Things Slovenian People Like

Serving food on wooden boards. When we ate out, we were inevitably served something if not everything on a wooden board. It looked pretty, made for great pictures and took away any potential for that awful sound your utensils make when grinding against a plate. They seemed especially logical when serving a slab of meat - a cutting board and a plate in one! I've seen this before, but never so much as in Slovenia.
Viticulture. Wine making has been going on longer in Slovenia than Germany, Spain or - gasp! - France. It's true. It actually predates any Roman influence. There are about 28,000 vineyards in this small country and they are very, very proud of their product. This photo was taken at a tourist office in Vipava, which had an adjacent wine shop and tasting room that was sleeker and more stylized than anything else we saw outside of Ljubljana. Our visit ended with a short informational/promotional video, which had some pretty groovy computer graphics. The wines are generally very good, mostly white and can't really be found outside of Slovenia, the countries directly surrounding and the United States, as less than 10% of it is exported. Driving through Primorska, Podravje and Posavje, vineyards are everywhere.

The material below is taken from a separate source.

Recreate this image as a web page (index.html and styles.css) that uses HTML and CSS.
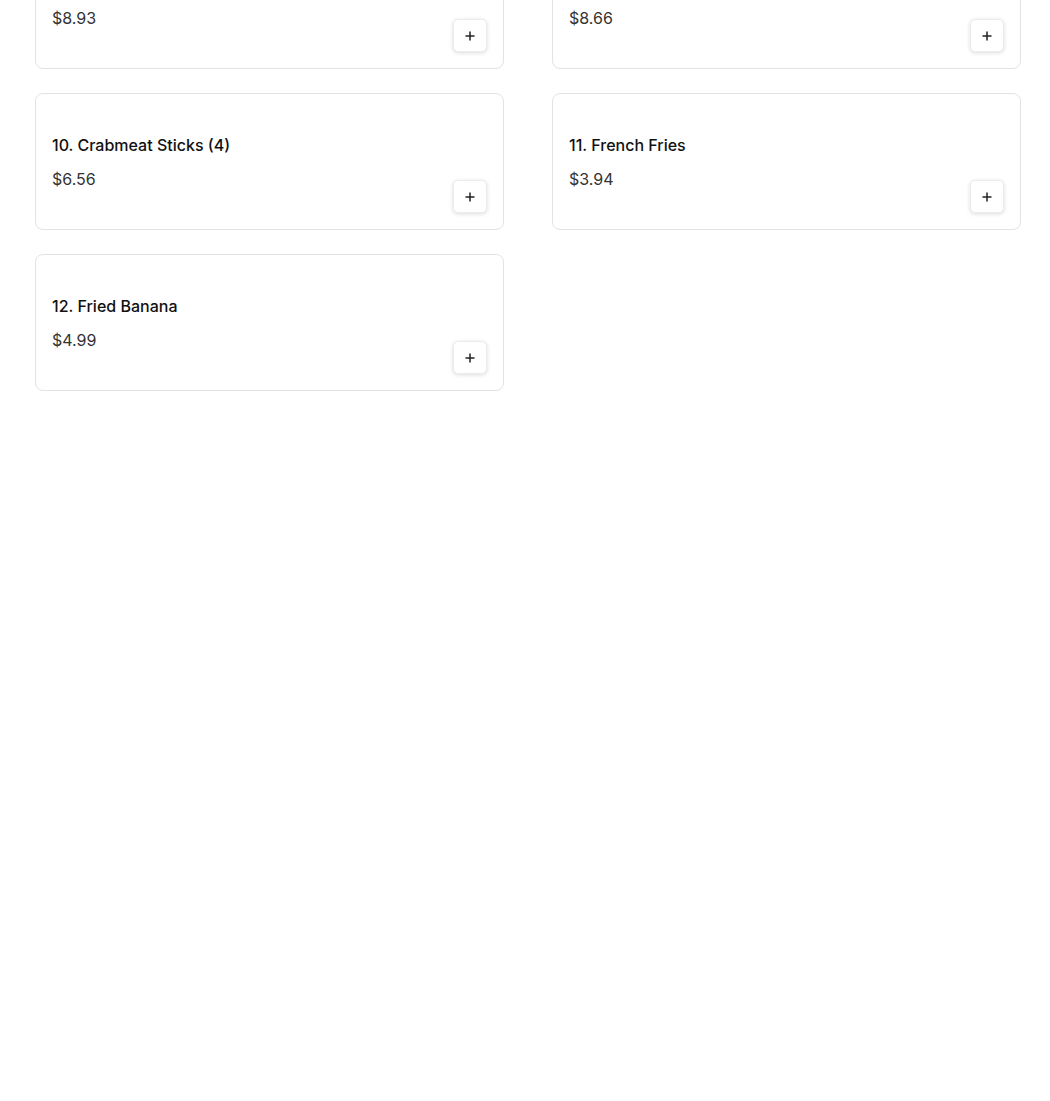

Outdoor activities. Well, this makes sense. The country is a veritable playground for paragliders, rafters, climbers and any other sort of outdoor sports enthusiast. The World Rowing Championship is happening on Lake Bled right about now. We saw t-bar lifts set up on hillsides in small towns and marked hiking trails just about everywhere.
Country kitsch. To be fair, we were most often in the country and the objects were rarely mass-produced. Still, outside of Ljubljana, seldom did we walk into an eatery without a sentimental bend toward traditional, folky aesthetic - without farm equipment or handicrafts strung up on the walls. It never felt disingenuous or gimmicky and was always quite pretty and comfortable, but you know. That hen above is filled with warm bread; brown under the right wing and white under the left. Beneath her are our napkins and utensils. I was hoping for a painted egg.
Hayracks. Whether they are simple drying racks like this or toplarji, the double-racked structure with storage spaces above that look like barn skeletons, hayracks are everywhere. Slovenians considered them a national icon and you'll spot small wooden models in souvenir shops.
Cockta. It's a Slovenian soft drink made out of all sorts of herbs, but mostly rose hip. I'd say it tastes sort of like a really lemon-y, sorta flat Dr. Pepper, but that's stretch. It definitely has its own flavor, which was the point back in the 1950s when it was developed to compete in the international soft drink market. You see a lot of younger people drink it, but it ostensibly holds a bigger place in the heart of older countrymen who remember it as one of the very first products to be marketed and advertised in a big way: posters, bottle design through market research, the work of Slovene Drapers and Olsons. It doesn't have caffeine or orthophosphoric acid. You know how they say you can remove rust or clean your car engine with cola? Well, that's the stuff that does it. So Cockta's probably a much safe ingestion choice.
Harmonika, which is actually Slovenian for Accordion. That confused us at first. We saw accordion shops all over the place and vintage ones decorating the halls of inns and restaurants. I can't tell you what the special significance is, I just know that they definitely seem to like them a lot.